The default parameters for the t.test() function are: t.test(data, mu = 0, alternative = "two.sided").

#?t.test

# One-sided Hypothesis Test
t.test(big5$Extroversion, mu = 50, alternative = "greater")


    One Sample t-test

data:  big5$Extroversion
t = 6.6529, df = 403, p-value = 4.697e-11
alternative hypothesis: true mean is greater than 50
95 percent confidence interval:
 55.25232      Inf
sample estimates:
mean of x 
 56.98267

Question: What is the P-value?
Answer: p-value = 4.697e-11

QUESTION: What is your conclusion based on $α = 0.05$ ?
ANSWER: Because P-value < 0.05 we reject the null hypothesis in favor of the alternative.

Question: State your conclusion in context of our research question?
Answer: We have sufficient evidence to conclude that Brother Cannon’s students are more extroverted than the general population, on average.

Confidence Intervals

We can also use the t.test() function to create confidence intervals. Recall that confidence intervals are always 2-tailed. Confidence intervals are typically written in the form: (lower limit, upper limit).
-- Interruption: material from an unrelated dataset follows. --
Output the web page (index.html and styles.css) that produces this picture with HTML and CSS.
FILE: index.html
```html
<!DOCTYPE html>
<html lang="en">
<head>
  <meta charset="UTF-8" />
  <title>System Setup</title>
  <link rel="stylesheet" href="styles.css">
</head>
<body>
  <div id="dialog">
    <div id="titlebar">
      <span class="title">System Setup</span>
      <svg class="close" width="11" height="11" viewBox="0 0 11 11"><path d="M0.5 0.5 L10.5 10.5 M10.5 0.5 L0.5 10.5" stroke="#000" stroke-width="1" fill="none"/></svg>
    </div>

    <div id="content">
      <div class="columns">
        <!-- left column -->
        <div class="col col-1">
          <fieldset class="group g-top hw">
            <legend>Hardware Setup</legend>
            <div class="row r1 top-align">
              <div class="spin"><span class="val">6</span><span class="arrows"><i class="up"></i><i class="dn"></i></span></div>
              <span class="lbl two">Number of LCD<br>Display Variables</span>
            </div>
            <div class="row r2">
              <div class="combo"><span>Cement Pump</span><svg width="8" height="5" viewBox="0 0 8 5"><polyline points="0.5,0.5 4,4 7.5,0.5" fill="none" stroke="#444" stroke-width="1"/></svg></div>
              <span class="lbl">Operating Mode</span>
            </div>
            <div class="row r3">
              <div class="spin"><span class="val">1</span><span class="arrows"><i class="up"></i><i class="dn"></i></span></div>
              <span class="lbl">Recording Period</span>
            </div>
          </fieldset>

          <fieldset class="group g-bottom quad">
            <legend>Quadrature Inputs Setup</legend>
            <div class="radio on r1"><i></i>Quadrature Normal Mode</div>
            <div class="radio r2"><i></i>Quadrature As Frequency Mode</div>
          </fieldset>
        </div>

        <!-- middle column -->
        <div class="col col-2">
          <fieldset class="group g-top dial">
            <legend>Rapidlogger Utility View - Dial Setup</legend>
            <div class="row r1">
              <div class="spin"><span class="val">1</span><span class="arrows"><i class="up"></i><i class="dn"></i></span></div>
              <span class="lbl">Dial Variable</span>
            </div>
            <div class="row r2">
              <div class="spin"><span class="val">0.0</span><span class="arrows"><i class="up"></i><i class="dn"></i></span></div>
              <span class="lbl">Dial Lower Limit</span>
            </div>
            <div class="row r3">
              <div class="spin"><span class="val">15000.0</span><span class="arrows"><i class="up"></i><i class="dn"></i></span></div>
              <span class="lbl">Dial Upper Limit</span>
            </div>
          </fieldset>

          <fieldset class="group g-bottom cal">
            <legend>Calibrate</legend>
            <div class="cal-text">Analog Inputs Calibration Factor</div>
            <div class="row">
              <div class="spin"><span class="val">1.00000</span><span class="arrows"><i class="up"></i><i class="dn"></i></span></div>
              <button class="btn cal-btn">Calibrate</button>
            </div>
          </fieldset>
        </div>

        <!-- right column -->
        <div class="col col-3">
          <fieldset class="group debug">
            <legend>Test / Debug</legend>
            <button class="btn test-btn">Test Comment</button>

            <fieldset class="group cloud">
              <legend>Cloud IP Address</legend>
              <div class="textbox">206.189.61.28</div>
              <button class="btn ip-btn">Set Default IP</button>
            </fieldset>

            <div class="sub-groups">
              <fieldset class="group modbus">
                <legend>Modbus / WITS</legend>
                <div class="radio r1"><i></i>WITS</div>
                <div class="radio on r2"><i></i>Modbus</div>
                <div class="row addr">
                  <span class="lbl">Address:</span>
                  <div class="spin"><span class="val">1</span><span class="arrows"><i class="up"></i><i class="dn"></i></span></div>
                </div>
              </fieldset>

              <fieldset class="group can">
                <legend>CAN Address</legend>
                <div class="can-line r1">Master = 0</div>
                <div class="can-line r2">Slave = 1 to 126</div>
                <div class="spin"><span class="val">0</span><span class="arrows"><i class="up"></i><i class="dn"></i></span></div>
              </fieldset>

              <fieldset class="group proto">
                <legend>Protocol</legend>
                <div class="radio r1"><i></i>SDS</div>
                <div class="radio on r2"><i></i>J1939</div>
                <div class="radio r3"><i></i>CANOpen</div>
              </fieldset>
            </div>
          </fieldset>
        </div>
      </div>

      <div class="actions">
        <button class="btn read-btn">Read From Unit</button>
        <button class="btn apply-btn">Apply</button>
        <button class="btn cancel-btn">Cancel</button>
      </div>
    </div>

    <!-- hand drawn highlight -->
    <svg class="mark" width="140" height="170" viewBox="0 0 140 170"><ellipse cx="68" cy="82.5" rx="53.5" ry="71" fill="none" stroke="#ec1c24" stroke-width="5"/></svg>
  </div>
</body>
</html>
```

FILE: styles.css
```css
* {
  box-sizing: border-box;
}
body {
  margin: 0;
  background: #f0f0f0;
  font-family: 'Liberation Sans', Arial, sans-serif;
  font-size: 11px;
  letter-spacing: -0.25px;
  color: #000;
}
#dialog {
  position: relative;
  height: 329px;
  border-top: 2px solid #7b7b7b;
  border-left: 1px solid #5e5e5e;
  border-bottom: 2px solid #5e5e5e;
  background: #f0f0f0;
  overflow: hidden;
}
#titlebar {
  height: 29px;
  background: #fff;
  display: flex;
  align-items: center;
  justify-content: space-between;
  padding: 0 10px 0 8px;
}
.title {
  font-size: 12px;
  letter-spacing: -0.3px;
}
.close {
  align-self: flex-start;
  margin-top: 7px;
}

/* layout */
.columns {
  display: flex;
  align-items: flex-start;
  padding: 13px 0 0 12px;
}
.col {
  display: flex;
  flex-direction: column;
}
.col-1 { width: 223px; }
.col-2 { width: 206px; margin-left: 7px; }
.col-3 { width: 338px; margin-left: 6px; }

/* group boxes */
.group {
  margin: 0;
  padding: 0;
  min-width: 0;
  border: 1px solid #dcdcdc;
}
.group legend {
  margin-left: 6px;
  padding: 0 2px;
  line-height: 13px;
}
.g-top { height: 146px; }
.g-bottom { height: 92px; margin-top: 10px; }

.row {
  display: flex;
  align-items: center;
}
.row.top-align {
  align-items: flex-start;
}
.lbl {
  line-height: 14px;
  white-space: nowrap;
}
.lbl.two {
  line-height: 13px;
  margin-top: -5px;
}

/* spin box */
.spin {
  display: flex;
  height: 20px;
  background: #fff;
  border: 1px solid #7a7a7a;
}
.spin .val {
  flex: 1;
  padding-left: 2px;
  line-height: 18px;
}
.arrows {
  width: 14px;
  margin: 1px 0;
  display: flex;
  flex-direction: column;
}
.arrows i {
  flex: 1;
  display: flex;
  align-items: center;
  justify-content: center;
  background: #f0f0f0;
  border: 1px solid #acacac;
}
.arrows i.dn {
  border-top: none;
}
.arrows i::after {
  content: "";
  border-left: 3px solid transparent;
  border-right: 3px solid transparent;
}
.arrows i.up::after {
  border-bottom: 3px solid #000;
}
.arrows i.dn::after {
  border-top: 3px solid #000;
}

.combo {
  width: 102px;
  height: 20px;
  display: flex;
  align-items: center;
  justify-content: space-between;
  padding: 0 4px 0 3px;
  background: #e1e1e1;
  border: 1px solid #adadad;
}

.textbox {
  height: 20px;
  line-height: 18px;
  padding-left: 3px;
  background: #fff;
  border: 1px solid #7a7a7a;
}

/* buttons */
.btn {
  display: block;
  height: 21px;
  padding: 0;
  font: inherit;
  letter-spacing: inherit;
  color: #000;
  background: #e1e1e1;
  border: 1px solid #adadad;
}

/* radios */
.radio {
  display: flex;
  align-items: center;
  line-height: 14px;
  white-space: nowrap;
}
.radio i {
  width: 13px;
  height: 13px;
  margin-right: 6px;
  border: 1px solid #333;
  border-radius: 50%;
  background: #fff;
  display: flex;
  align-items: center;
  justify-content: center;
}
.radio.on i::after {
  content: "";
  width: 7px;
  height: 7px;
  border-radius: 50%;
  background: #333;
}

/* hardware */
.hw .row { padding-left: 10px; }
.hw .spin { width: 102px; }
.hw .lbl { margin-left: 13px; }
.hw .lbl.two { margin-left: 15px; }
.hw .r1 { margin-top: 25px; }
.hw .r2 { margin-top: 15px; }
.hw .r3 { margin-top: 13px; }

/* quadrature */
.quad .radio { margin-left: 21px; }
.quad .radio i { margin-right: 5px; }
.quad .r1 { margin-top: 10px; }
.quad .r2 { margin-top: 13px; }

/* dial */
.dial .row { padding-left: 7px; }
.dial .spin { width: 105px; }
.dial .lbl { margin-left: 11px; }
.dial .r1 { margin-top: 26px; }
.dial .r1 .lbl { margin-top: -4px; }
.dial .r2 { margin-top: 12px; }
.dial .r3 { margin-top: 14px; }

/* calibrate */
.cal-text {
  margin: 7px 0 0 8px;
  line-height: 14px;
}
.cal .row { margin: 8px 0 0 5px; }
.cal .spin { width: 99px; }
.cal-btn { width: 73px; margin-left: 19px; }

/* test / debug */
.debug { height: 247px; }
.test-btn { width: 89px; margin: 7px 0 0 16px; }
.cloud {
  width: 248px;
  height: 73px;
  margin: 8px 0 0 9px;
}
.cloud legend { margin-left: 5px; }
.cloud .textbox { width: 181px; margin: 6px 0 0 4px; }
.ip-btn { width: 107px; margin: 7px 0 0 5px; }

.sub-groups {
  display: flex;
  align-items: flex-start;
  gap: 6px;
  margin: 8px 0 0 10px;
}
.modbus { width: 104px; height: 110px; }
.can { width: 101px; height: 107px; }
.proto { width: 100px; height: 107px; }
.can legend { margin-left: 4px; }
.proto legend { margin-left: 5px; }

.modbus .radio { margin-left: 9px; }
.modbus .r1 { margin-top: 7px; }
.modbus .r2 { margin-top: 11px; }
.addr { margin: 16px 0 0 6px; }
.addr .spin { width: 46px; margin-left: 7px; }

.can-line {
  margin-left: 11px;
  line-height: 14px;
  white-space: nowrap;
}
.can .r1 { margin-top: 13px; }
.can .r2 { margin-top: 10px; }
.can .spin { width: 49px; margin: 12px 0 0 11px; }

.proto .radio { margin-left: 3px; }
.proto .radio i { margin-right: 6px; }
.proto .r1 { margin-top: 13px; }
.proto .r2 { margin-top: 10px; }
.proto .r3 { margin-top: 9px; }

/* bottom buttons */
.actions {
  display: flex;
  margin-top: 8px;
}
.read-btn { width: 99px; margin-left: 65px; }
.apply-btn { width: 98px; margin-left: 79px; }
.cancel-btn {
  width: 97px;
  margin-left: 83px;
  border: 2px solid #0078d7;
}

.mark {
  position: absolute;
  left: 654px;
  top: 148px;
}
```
# Confidence Intervals are by definition 2-tailed
# We can also change the confidence level

t.test(big5$Extroversion, mu = 50, alternative = "two.sided", conf.level = .99)


    One Sample t-test

data:  big5$Extroversion
t = 6.6529, df = 403, p-value = 9.394e-11
alternative hypothesis: true mean is not equal to 50
99 percent confidence interval:
 54.26631 59.69903
sample estimates:
mean of x 
 56.98267

To get only the output for the confidence interval to be shown, we can use a $ to select specific output. Much like when pulling a specific column from a dataset, the $ can pull specific output from an analysis.

Because the option for the alternative = in the t.test function is “two.sided”, we don’t actually need to include it when getting confidence intervals.
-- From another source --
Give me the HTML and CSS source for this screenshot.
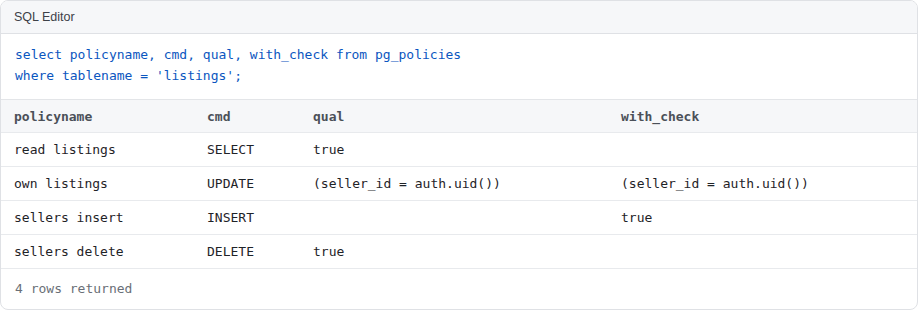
FILE: index.html
```html
<!DOCTYPE html>
<html>
<head>
<meta charset="utf-8">
<link rel="stylesheet" href="styles.css">
</head>
<body>
<div class="card">
  <div class="card-head">SQL Editor</div>
  <pre class="code">select policyname, cmd, qual, with_check from pg_policies
where tablename = 'listings';</pre>
  <div class="results">
    <div class="row head">
      <div class="cell">policyname</div>
      <div class="cell">cmd</div>
      <div class="cell">qual</div>
      <div class="cell">with_check</div>
    </div>
    <div class="row">
      <div class="cell">read listings</div>
      <div class="cell">SELECT</div>
      <div class="cell">true</div>
      <div class="cell"></div>
    </div>
    <div class="row">
      <div class="cell">own listings</div>
      <div class="cell">UPDATE</div>
      <div class="cell">(seller_id = auth.uid())</div>
      <div class="cell">(seller_id = auth.uid())</div>
    </div>
    <div class="row">
      <div class="cell">sellers insert</div>
      <div class="cell">INSERT</div>
      <div class="cell"></div>
      <div class="cell">true</div>
    </div>
    <div class="row">
      <div class="cell">sellers delete</div>
      <div class="cell">DELETE</div>
      <div class="cell">true</div>
      <div class="cell"></div>
    </div>
  </div>
  <div class="card-foot">4 rows returned</div>
</div>
</body>
</html>
```
FILE: styles.css
```css
html, body {
  margin: 0;
  padding: 0;
  background: #ffffff;
}
.card {
  width: 916px;
  height: 308px;
  border: 1px solid #dfe1e5;
  border-radius: 8px;
  overflow: hidden;
  background: #ffffff;
  display: flex;
  flex-direction: column;
}
.card-head {
  height: 32px;
  line-height: 32px;
  padding: 0 13px;
  background: #f6f7f9;
  border-bottom: 1px solid #dfe1e5;
  font-family: "Liberation Sans", Arial, sans-serif;
  font-size: 12.5px;
  color: #3d4148;
}
.code {
  margin: 0;
  padding: 10px 14px 13px;
  font-family: "DejaVu Sans Mono", monospace;
  font-size: 13px;
  line-height: 21px;
  color: #0b56c0;
  border-bottom: 1px solid #e3e5e8;
}
.results {
  display: flex;
  flex-direction: column;
}
.row {
  display: grid;
  grid-template-columns: 193px 106px 308px 1fr;
  height: 33px;
  align-items: center;
  border-bottom: 1px solid #e8eaed;
  font-family: "DejaVu Sans Mono", monospace;
  font-size: 13px;
  color: #1f2328;
}
.row.head {
  background: #f6f7f9;
  font-weight: bold;
  color: #4b5058;
  height: 32px;
}
.cell {
  padding-left: 13px;
  white-space: pre;
}
.card-foot {
  flex: 1;
  display: flex;
  align-items: center;
  padding: 0 14px 2px;
  font-family: "DejaVu Sans Mono", monospace;
  font-size: 13px;
  color: #6a6f77;
}
```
Also, confidence intervals do not require an assumed mu value. So a more efficient way to get a confidence interval for a given set of data is:

t.test(big5$Extroversion, conf.level = .99)$conf.int

[1] 54.26631 59.69903
attr(,"conf.level")
[1] 0.99

Question: Describe in words the interpretation of the confidence interval in context of Extroversion.
Answer: I am 95% confident that the true population mean of extroversion scores for Brother Cannon’s students is between 54.266 and 59.699.

Checking Requirements

We still rely on the assumption that the distribution of sample means is normally distributed.

Recall that the mean is normally distributed if:

The underlying population is normally distributed
We have a sufficiently large sample size ( $n > 30$ )

For the above Extroversion data, we have $n = 404$ which is much larger than 40.

If my sample size was small, I could check the qqPlot(), which I demonstrate here:

qqPlot(big5$Extroversion)

[1] 143 163

Your Turn

Body Temperature Data

The dataset below contains information about body temperatures of healthy adults.

Load the data:

# These lines load the data into the data frame body_temp:

body_temp <- import("https://byuistats.github.io/M221R/Data/body_temp.xlsx")

Review the Data

Create a table of summary statistics for temperature:

Visualize the Data

Create a histogram to visualize the body temperature data.

Question: Describe the general shape of the distribution.
Answer:

Analyze the Data

It’s widely accepted that normal body temperature for healthy adults is 98.6 degrees Fahrenheit.

Suppose we suspect that the average temperature is different than 98.6

Use a significance level of $α = 0.01$ to test whether the mean body temperature of healthy adults is equal to 98.6 degrees Fahrenheit.

Question: What is the P-value?
Answer:

QUESTION: What is your conclusion?
ANSWER:

Confidence Interval

Create a 99% confidence interval for the true population average temperature of healthy adults.

Check the requirements for the t-test ( $n > 30$ or qqPlot()):

QUESTION: Are the requirements for the t-test satisfied?
ANSWER: